Second, prioritize a small number of cross-functional metrics that connect commercial, delivery, and financial outcomes. Examples include backlog quality, forecast-to-capacity alignment, gross margin by project and client, billing cycle time, realization, DSO, and utilization by strategic role. These metrics create a shared language across the enterprise.
Third, sequence implementation pragmatically. Start with master data harmonization, workflow control points, and management reporting for the highest-risk processes. Then expand into predictive analytics, AI-assisted exception management, and multi-entity performance orchestration. This phased model delivers operational ROI earlier while reducing transformation risk.

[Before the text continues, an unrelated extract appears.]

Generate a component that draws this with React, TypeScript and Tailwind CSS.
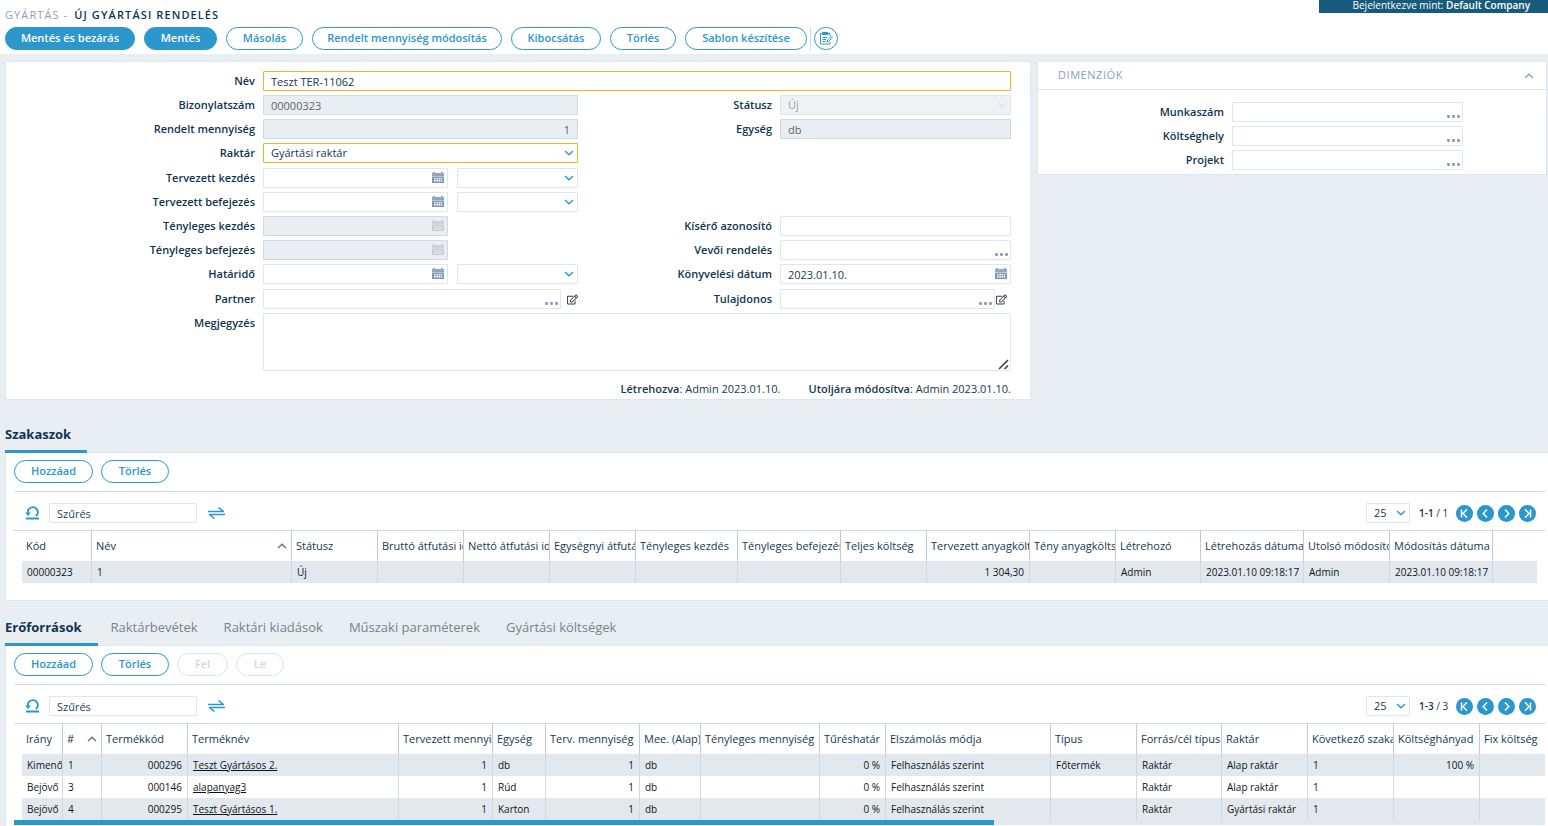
import type { ReactNode } from "react";
import clsx from "clsx";
import { FaRegEdit } from "react-icons/fa";

interface Column {
  title: string;
  width: string;
  numeric?: boolean;
  sorted?: boolean;
  link?: boolean;
}

const stageColumns: Column[] = [
  { title: "Kód", width: "w-[70px]" },
  { title: "Név", width: "w-[200px]", sorted: true },
  { title: "Státusz", width: "w-[86px]" },
  { title: "Bruttó átfutási idő", width: "w-[86px]" },
  { title: "Nettó átfutási idő", width: "w-[86px]" },
  { title: "Egységnyi átfutási idő", width: "w-[86px]" },
  { title: "Tényleges kezdés", width: "w-[102px]" },
  { title: "Tényleges befejezés", width: "w-[103px]" },
  { title: "Teljes költség", width: "w-[86px]" },
  { title: "Tervezett anyagköltség", width: "w-[103px]", numeric: true },
  { title: "Tény anyagköltség", width: "w-[86px]" },
  { title: "Létrehozó", width: "w-[85px]" },
  { title: "Létrehozás dátuma", width: "w-[103px]" },
  { title: "Utolsó módosító", width: "w-[86px]" },
  { title: "Módosítás dátuma", width: "w-[103px]" },
  { title: "", width: "w-auto" },
];

const stageRows = [
  ["00000323", "1", "Új", "", "", "", "", "", "", "1 304,30", "", "Admin", "2023.01.10 09:18:17", "Admin", "2023.01.10 09:18:17", ""],
];

const resourceColumns: Column[] = [
  { title: "Irány", width: "w-[41px]" },
  { title: "#", width: "w-[39px]", sorted: true },
  { title: "Termékkód", width: "w-[86px]", numeric: true },
  { title: "Terméknév", width: "w-[211px]", link: true },
  { title: "Tervezett mennyiség", width: "w-[94px]", numeric: true },
  { title: "Egység", width: "w-[53px]" },
  { title: "Terv. mennyiség", width: "w-[94px]", numeric: true },
  { title: "Mee. (Alap)", width: "w-[61px]" },
  { title: "Tényleges mennyiség", width: "w-[119px]", numeric: true },
  { title: "Tűréshatár", width: "w-[66px]", numeric: true },
  { title: "Elszámolás módja", width: "w-[165px]" },
  { title: "Típus", width: "w-[86px]" },
  { title: "Forrás/cél típus", width: "w-[85px]" },
  { title: "Raktár", width: "w-[86px]" },
  { title: "Következő szakasz", width: "w-[86px]" },
  { title: "Költséghányad", width: "w-[86px]", numeric: true },
  { title: "Fix költség", width: "w-[86px]", numeric: true },
];

const resourceRows = [
  ["Kimenő", "1", "000296", "Teszt Gyártásos 2.", "1", "db", "1", "db", "", "0 %", "Felhasználás szerint", "Főtermék", "Raktár", "Alap raktár", "1", "100 %", ""],
  ["Bejövő", "3", "000146", "alapanyag3", "1", "Rúd", "1", "db", "", "0 %", "Felhasználás szerint", "", "Raktár", "Alap raktár", "1", "", ""],
  ["Bejövő", "4", "000295", "Teszt Gyártásos 1.", "1", "Karton", "1", "db", "", "0 %", "Felhasználás szerint", "", "Raktár", "Gyártási raktár", "1", "", ""],
];

function Chevron({ up, className }: { up?: boolean; className?: string }) {
  return (
    <svg viewBox="0 0 10 6" className={clsx("h-[6px] w-[10px] shrink-0", className)} fill="none" stroke="currentColor" strokeWidth="1.3">
      <path d={up ? "M1 5 L5 1.2 L9 5" : "M1 1 L5 4.8 L9 1"} />
    </svg>
  );
}

function CalendarIcon() {
  return (
    <svg viewBox="0 0 12 11" className="h-[11px] w-[12px]" fill="currentColor">
      <path d="M1 0h2v1h6V0h2v1h1v3H0V1h1z" opacity="0.85" />
      <path fillRule="evenodd" d="M0 4.6h12V11H0zM2 6v1.2h1.6V6zM4.4 6v1.2H6V6zM6.6 6v1.2h1.6V6zM8.8 6v1.2h1.4V6zM2 8v1.6h1.6V8zM4.4 8v1.6H6V8zM6.6 8v1.6h1.6V8zM8.8 8v1.6h1.4V8z" />
    </svg>
  );
}

function DotsIcon() {
  return (
    <svg viewBox="0 0 13 3" className="h-[3px] w-[13px]" fill="currentColor">
      <rect x="0" width="3" height="3" rx="1" />
      <rect x="5" width="3" height="3" rx="1" />
      <rect x="10" width="3" height="3" rx="1" />
    </svg>
  );
}

const fieldBase = "h-5 w-full min-w-0 rounded-[1px] border px-[7px] text-[11px]";

interface InputProps {
  id: string;
  value?: string;
  tone?: "normal" | "required";
  disabled?: boolean;
  alignRight?: boolean;
}

function TextInput({ id, value = "", tone = "normal", disabled, alignRight }: InputProps) {
  return (
    <input
      id={id}
      type="text"
      defaultValue={value}
      disabled={disabled}
      className={clsx(
        fieldBase,
        alignRight && "text-right",
        disabled
          ? "border-[#ced9e3] bg-[#e9eef3] text-[#5f6468]"
          : tone === "required"
            ? "border-[#fbb11f] bg-white text-[#17384f]"
            : "border-[#dfe7ee] bg-white text-[#17384f]"
      )}
    />
  );
}

function LookupInput({ id }: { id: string }) {
  return (
    <div className="relative flex min-w-0 flex-1">
      <TextInput id={id} />
      <button aria-label="Keresés" className="absolute right-[3px] bottom-1 text-[#8aa1be]">
        <DotsIcon />
      </button>
    </div>
  );
}

function DateInput({ id, value, disabled }: InputProps) {
  return (
    <div className="relative flex min-w-0 flex-1">
      <TextInput id={id} value={value} disabled={disabled} />
      <button
        aria-label="Naptár"
        disabled={disabled}
        className={clsx("absolute top-1 right-[4px]", disabled ? "text-[#c7cdd1]" : "text-[#8098b8]")}
      >
        <CalendarIcon />
      </button>
    </div>
  );
}

function SelectInput({ id, value = "", tone = "normal", disabled, label }: InputProps & { label?: string }) {
  return (
    <div className="relative flex w-full min-w-0">
      <select
        id={id}
        aria-label={label}
        disabled={disabled}
        className={clsx(
          fieldBase,
          "appearance-none",
          disabled
            ? "border-[#dfe7ee] bg-[#eff3f6] text-[#9aa0a5] opacity-100"
            : tone === "required"
              ? "border-[#fbb11f] bg-white text-[#17384f]"
              : "border-[#dfe7ee] bg-white text-[#17384f]"
        )}
      >
        <option>{value}</option>
      </select>
      <Chevron
        className={clsx("pointer-events-none absolute top-[7px] right-[4px]", disabled ? "text-[#d7e0e8]" : "text-[#2b97cd]")}
      />
    </div>
  );
}

function Label({ htmlFor, children }: { htmlFor: string; children: ReactNode }) {
  return (
    <label htmlFor={htmlFor} className="pr-2 text-right text-[11px] leading-5 font-semibold whitespace-nowrap text-[#0f3550]">
      {children}
    </label>
  );
}

function FormRow({ children }: { children: ReactNode }) {
  return <div className="grid grid-cols-[257fr_315fr_202fr_231fr]">{children}</div>;
}

function PlannedTime({ id, label }: { id: string; label: string }) {
  return (
    <FormRow>
      <Label htmlFor={id}>{label}</Label>
      <div className="flex gap-[9px]">
        <DateInput id={id} />
        <div className="w-[121px]">
          <SelectInput id={`${id}-time`} label={`${label} időpont`} />
        </div>
      </div>
    </FormRow>
  );
}

function PillButton({ children, solid, disabled, width }: { children: ReactNode; solid?: boolean; disabled?: boolean; width: string }) {
  return (
    <button
      disabled={disabled}
      className={clsx(
        "h-[23px] rounded-full border text-[11px] font-semibold whitespace-nowrap",
        width,
        solid
          ? "border-[#2b97cd] bg-[#2b97cd] text-white"
          : disabled
            ? "border-[#dbe3ea] bg-white text-[#cfdae4]"
            : "border-[#2b97cd] bg-white text-[#2b97cd]"
      )}
    >
      {children}
    </button>
  );
}

const pagerIcons = [
  { label: "Első oldal", d: "M5.5 4.5v8M11 4.2L7 8.5l4 4.3" },
  { label: "Előző oldal", d: "M10 4.5L6.2 8.5l3.8 4" },
  { label: "Következő oldal", d: "M7 4.5l3.8 4L7 12.5" },
  { label: "Utolsó oldal", d: "M11.5 4.5v8M6 4.2l4 4.3-4 4.3" },
];

function FilterBar({ id, range, total }: { id: string; range: string; total: string }) {
  return (
    <div className="flex items-center border-b border-[#cfdae4] pt-[11px] pr-[9px] pb-[7px] pl-[11px]">
      <button aria-label="Visszaállítás" className="text-[#2b97cd]">
        <svg viewBox="0 0 15 14" className="h-[14px] w-[15px]" fill="none" stroke="currentColor">
          <path d="M3 7A4.900 4.900 0 1 1 10.800 10" strokeWidth="1.8" />
          <path d="M0 6.500h6L3 10z" fill="currentColor" stroke="none" />
          <path d="M1 12.500h13" strokeWidth="2" />
        </svg>
      </button>
      <input
        id={id}
        type="text"
        aria-label="Szűrés"
        placeholder="Szűrés"
        className="ml-[9px] h-5 w-[148px] rounded-[1px] border border-[#dfe7ee] bg-white px-[7px] text-[11px] placeholder:text-[#1d425c]"
      />
      <button aria-label="Oszlopok" className="ml-[11px] text-[#2b97cd]">
        <svg viewBox="0 0 17 12" className="h-3 w-[17px]" fill="none" stroke="currentColor" strokeWidth="1.6">
          <path d="M0 4.500h16M10.500 0.500L15.500 4.500M17 7.500H1M6.500 11.500L1.500 7.500" />
        </svg>
      </button>

      <div className="ml-auto flex items-center">
        <div className="w-11">
          <SelectInput id={`${id}-size`} value="25" label="Sorok száma" />
        </div>
        <span className="ml-[9px] w-[31px] text-[10px] leading-5 whitespace-nowrap text-[#17384f]">
          <b className="font-semibold">{range}</b> / {total}
        </span>
        <div className="ml-[6px] flex gap-1">
          {pagerIcons.map((icon) => (
            <button key={icon.label} aria-label={icon.label} className="h-[17px] w-[17px] rounded-full bg-[#2b97cd] text-white">
              <svg viewBox="0 0 17 17" className="h-full w-full" fill="none" stroke="currentColor" strokeWidth="1.5">
                <path d={icon.d} />
              </svg>
            </button>
          ))}
        </div>
      </div>
    </div>
  );
}

function DataTable({ columns, rows, className }: { columns: Column[]; rows: string[][]; className: string }) {
  return (
    <table className={clsx("table-fixed border-separate border-spacing-0", className)}>
      <colgroup>
        {columns.map((column, i) => (
          <col key={i} className={column.width} />
        ))}
      </colgroup>
      <thead>
        <tr className="h-[30px]">
          {columns.map((column, i) => (
            <th
              key={i}
              className="overflow-hidden border-r border-[#c1cbd3] p-0 pl-1 text-left text-[11px] font-normal whitespace-nowrap text-[#17384f] last:border-r-0"
            >
              {column.sorted ? (
                <span className="flex items-center justify-between pr-1">
                  {column.title}
                  <Chevron up className="text-[#5a7184]" />
                </span>
              ) : (
                column.title
              )}
            </th>
          ))}
        </tr>
      </thead>
      <tbody>
        {rows.map((row, r) => (
          <tr key={r} className="h-[22px] odd:bg-[#e1e8ee]">
            {row.map((cell, i) => (
              <td
                key={i}
                className={clsx(
                  "overflow-hidden border-r border-[#cfd9e2] p-0 px-[5px] text-[10px] whitespace-nowrap text-[#101418] last:border-r-0",
                  columns[i].numeric && "text-right"
                )}
              >
                {columns[i].link ? (
                  <a href="#" className="underline">
                    {cell}
                  </a>
                ) : (
                  cell
                )}
              </td>
            ))}
          </tr>
        ))}
      </tbody>
    </table>
  );
}

function Tabs({ items }: { items: string[] }) {
  return (
    <div role="tablist" className="relative -mb-px flex">
      {items.map((item, i) => (
        <button
          key={item}
          role="tab"
          aria-selected={i === 0}
          className={clsx(
            "h-[33px] border-b-[3px] text-[13px]",
            i === 0 ? "border-[#2b97cd] pr-4 font-bold text-[#0f3550]" : "border-transparent px-[13px] text-[#74838f]"
          )}
        >
          {item}
        </button>
      ))}
    </div>
  );
}

export default function App() {
  return (
    <div className="min-h-screen overflow-hidden bg-[#e9eef3] font-['Open_Sans','Noto_Sans',sans-serif] text-[#17384f]">
      <header className="relative bg-white pt-[7px] pb-1 pl-[5px]">
        <h1 className="text-[11px] leading-4 tracking-widest">
          <span className="mr-[6px] text-[#8d9fb5]">GYÁRTÁS -</span>
          <span className="font-semibold text-[#0f3550]">ÚJ GYÁRTÁSI RENDELÉS</span>
        </h1>
        <div className="absolute top-0 right-0 flex h-[13px] w-[229px] items-end justify-end bg-[#175a7c] pr-[18px] text-[10px] leading-4 whitespace-nowrap text-white">
          <span>
            Bejelentkezve mint: <b className="font-semibold">Default Company</b>
          </span>
        </div>

        <div className="mt-1 flex items-center gap-[9px]">
          <PillButton solid width="w-[130px]">Mentés és bezárás</PillButton>
          <PillButton solid width="w-[73px]">Mentés</PillButton>
          <PillButton width="w-[77px]">Másolás</PillButton>
          <PillButton width="w-[190px]">Rendelt mennyiség módosítás</PillButton>
          <PillButton width="w-[90px]">Kibocsátás</PillButton>
          <PillButton width="w-[66px]">Törlés</PillButton>
          <div className="flex items-center gap-[3px]">
            <PillButton width="w-[122px]">Sablon készítése</PillButton>
            <span className="h-[23px] w-px bg-[#cfdae4]" />
            <button aria-label="Jegyzet" className="flex h-[23px] w-6 items-center justify-center rounded-full border border-[#2b97cd] text-[#2b97cd]">
              <svg viewBox="0 0 14 13" className="h-[13px] w-[14px]" fill="none" stroke="currentColor" strokeWidth="1">
                <path d="M3.500 1.500H1.500v10.500h9.500v-2M9 1.500h2V4.500" />
                <path d="M3.500 0.500h5.500v2H3.500z" fill="currentColor" />
                <path d="M3.500 5.500h4.500M3.500 7.500h3.500M3.500 9.500h3" />
                <path d="M8 9.800l0.500-1.800 3.800-3.500 1 1-3.500 3.800z" />
              </svg>
            </button>
          </div>
        </div>
      </header>

      <main>
        <div className="grid grid-cols-[1026fr_510fr] items-start gap-[6px] pt-[7px] pr-px pl-[5px]">
          <section className="border border-[#dfe7ee] bg-white pt-[9px] pr-[19px] pb-px">
            <div className="flex flex-col gap-[5px]">
              <div className="flex flex-col gap-1">
                <div className="grid grid-cols-[257fr_748fr]">
                  <Label htmlFor="name">Név</Label>
                  <TextInput id="name" value="Teszt TER-11062" tone="required" />
                </div>
                <FormRow>
                  <Label htmlFor="doc-number">Bizonylatszám</Label>
                  <TextInput id="doc-number" value="00000323" disabled />
                  <Label htmlFor="status">Státusz</Label>
                  <SelectInput id="status" value="Új" disabled />
                </FormRow>
                <FormRow>
                  <Label htmlFor="quantity">Rendelt mennyiség</Label>
                  <TextInput id="quantity" value="1" disabled alignRight />
                  <Label htmlFor="unit">Egység</Label>
                  <TextInput id="unit" value="db" disabled />
                </FormRow>
                <FormRow>
                  <Label htmlFor="warehouse">Raktár</Label>
                  <SelectInput id="warehouse" value="Gyártási raktár" tone="required" />
                </FormRow>
              </div>

              <div className="flex flex-col gap-1">
                <PlannedTime id="planned-start" label="Tervezett kezdés" />
                <PlannedTime id="planned-end" label="Tervezett befejezés" />
                <FormRow>
                  <Label htmlFor="actual-start">Tényleges kezdés</Label>
                  <div className="flex pr-[130px]">
                    <DateInput id="actual-start" disabled />
                  </div>
                  <Label htmlFor="tracking-id">Kísérő azonosító</Label>
                  <TextInput id="tracking-id" />
                </FormRow>
                <FormRow>
                  <Label htmlFor="actual-end">Tényleges befejezés</Label>
                  <div className="flex pr-[130px]">
                    <DateInput id="actual-end" disabled />
                  </div>
                  <Label htmlFor="customer-order">Vevői rendelés</Label>
                  <LookupInput id="customer-order" />
                </FormRow>
                <FormRow>
                  <Label htmlFor="deadline">Határidő</Label>
                  <div className="flex gap-[9px]">
                    <DateInput id="deadline" />
                    <div className="w-[121px]">
                      <SelectInput id="deadline-time" label="Határidő időpont" />
                    </div>
                  </div>
                  <Label htmlFor="booking-date">Könyvelési dátum</Label>
                  <DateInput id="booking-date" value="2023.01.10." />
                </FormRow>
              </div>

              <div className="flex flex-col gap-1">
                <FormRow>
                  <Label htmlFor="partner">Partner</Label>
                  <div className="flex items-center gap-[6px]">
                    <LookupInput id="partner" />
                    <button aria-label="Partner szerkesztése" className="text-[#2f3b45]">
                      <FaRegEdit className="h-[11px] w-[11px]" />
                    </button>
                  </div>
                  <Label htmlFor="owner">Tulajdonos</Label>
                  <div className="flex items-center gap-px pr-1">
                    <LookupInput id="owner" />
                    <button aria-label="Tulajdonos szerkesztése" className="text-[#2f3b45]">
                      <FaRegEdit className="h-[11px] w-[11px]" />
                    </button>
                  </div>
                </FormRow>
                <div className="grid grid-cols-[257fr_748fr]">
                  <Label htmlFor="note">Megjegyzés</Label>
                  <div className="relative flex">
                    <textarea id="note" className="h-[58px] w-full resize-none rounded-[1px] border border-[#dfe7ee] bg-white px-[7px] text-[11px]" />
                    <svg viewBox="0 0 11 11" className="pointer-events-none absolute right-[2px] bottom-[1px] h-[11px] w-[11px]" stroke="#3f3f3f" strokeWidth="1.6">
                      <path d="M1 10L10 1M6.500 10L10 6.500" />
                    </svg>
                  </div>
                </div>
              </div>
            </div>
            <div className="mt-[9px] flex justify-end gap-7 text-[11px] leading-[18px]">
              <span>
                <b className="font-semibold">Létrehozva</b>: Admin 2023.01.10.
              </span>
              <span>
                <b className="font-semibold">Utoljára módosítva</b>: Admin 2023.01.10.
              </span>
            </div>
          </section>

          <section className="border border-[#dfe7ee] bg-white pb-1">
            <div className="flex h-7 items-center justify-between border-b border-[#dfe7ee] pr-3 pl-5 text-[11px] text-[#8aa1be]">
              <h2 className="tracking-wider">DIMENZIÓK</h2>
              <button aria-label="Összecsukás">
                <Chevron up />
              </button>
            </div>
            <div className="flex flex-col gap-1 pt-3">
              {["Munkaszám", "Költséghely", "Projekt"].map((label) => (
                <div key={label} className="grid grid-cols-[194fr_231fr_83fr]">
                  <Label htmlFor={label}>{label}</Label>
                  <LookupInput id={label} />
                </div>
              ))}
            </div>
          </section>
        </div>

        <section className="mt-5 pl-[5px]">
          <Tabs items={["Szakaszok"]} />
          <div className="border-y border-l border-[#dfe7ee] bg-white pt-[7px] pr-[3px] pb-[17px] pl-2">
            <div className="flex gap-2 border-b border-[#cfdae4] pb-2">
              <PillButton width="w-[79px]">Hozzáad</PillButton>
              <PillButton width="w-[68px]">Törlés</PillButton>
            </div>
            <FilterBar id="stage-filter" range="1-1" total="1" />
            <div className="overflow-hidden px-2">
              <DataTable columns={stageColumns} rows={stageRows} className="w-full" />
            </div>
          </div>
        </section>

        <section className="mt-3 pl-[5px]">
          <Tabs items={["Erőforrások", "Raktárbevétek", "Raktári kiadások", "Műszaki paraméterek", "Gyártási költségek"]} />
          <div className="border-t border-l border-[#dfe7ee] bg-white pt-[7px] pr-[3px] pb-px pl-2">
            <div className="flex gap-2 border-b border-[#cfdae4] pb-2">
              <PillButton width="w-[79px]">Hozzáad</PillButton>
              <PillButton width="w-[68px]">Törlés</PillButton>
              <PillButton width="w-[51px]" disabled>Fel</PillButton>
              <PillButton width="w-[48px]" disabled>Le</PillButton>
            </div>
            <FilterBar id="resource-filter" range="1-3" total="3" />
            <div className="overflow-hidden pl-2">
              <DataTable columns={resourceColumns} rows={resourceRows} className="w-[1544px]" />
            </div>
            {/* Horizontal scroll position */}
            <div className="h-[5px] bg-[#e1e8ee]">
              <div className="h-full w-[64%] bg-[#2b97cd]" />
            </div>
          </div>
        </section>
      </main>
    </div>
  );
}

How reporting frameworks improve ROI, resilience, and enterprise scalability
The ROI of ERP reporting frameworks is often underestimated because firms focus only on reporting efficiency. The larger value comes from better operational decisions. Earlier detection of margin erosion protects profitability. Faster billing and collections improve cash flow. Better resource visibility reduces bench cost and subcontractor overuse. Standardized reporting across entities lowers integration friction during expansion or acquisition.
There is also a resilience benefit. Firms with governed reporting frameworks can respond faster to demand shifts, delivery disruptions, regulatory changes, or leadership transitions because they have trusted operational intelligence. They are less dependent on individual spreadsheet owners and less vulnerable to fragmented decision-making. In enterprise terms, reporting maturity becomes a resilience capability.
For professional services organizations pursuing scalable growth, the strategic conclusion is simple: ERP reporting frameworks are not administrative artifacts. They are part of the enterprise operating architecture that enables governance, workflow coordination, cloud modernization, and profitable expansion. Firms that design reporting as a connected control system will outperform those that continue to manage growth through disconnected dashboards and manual reconciliation.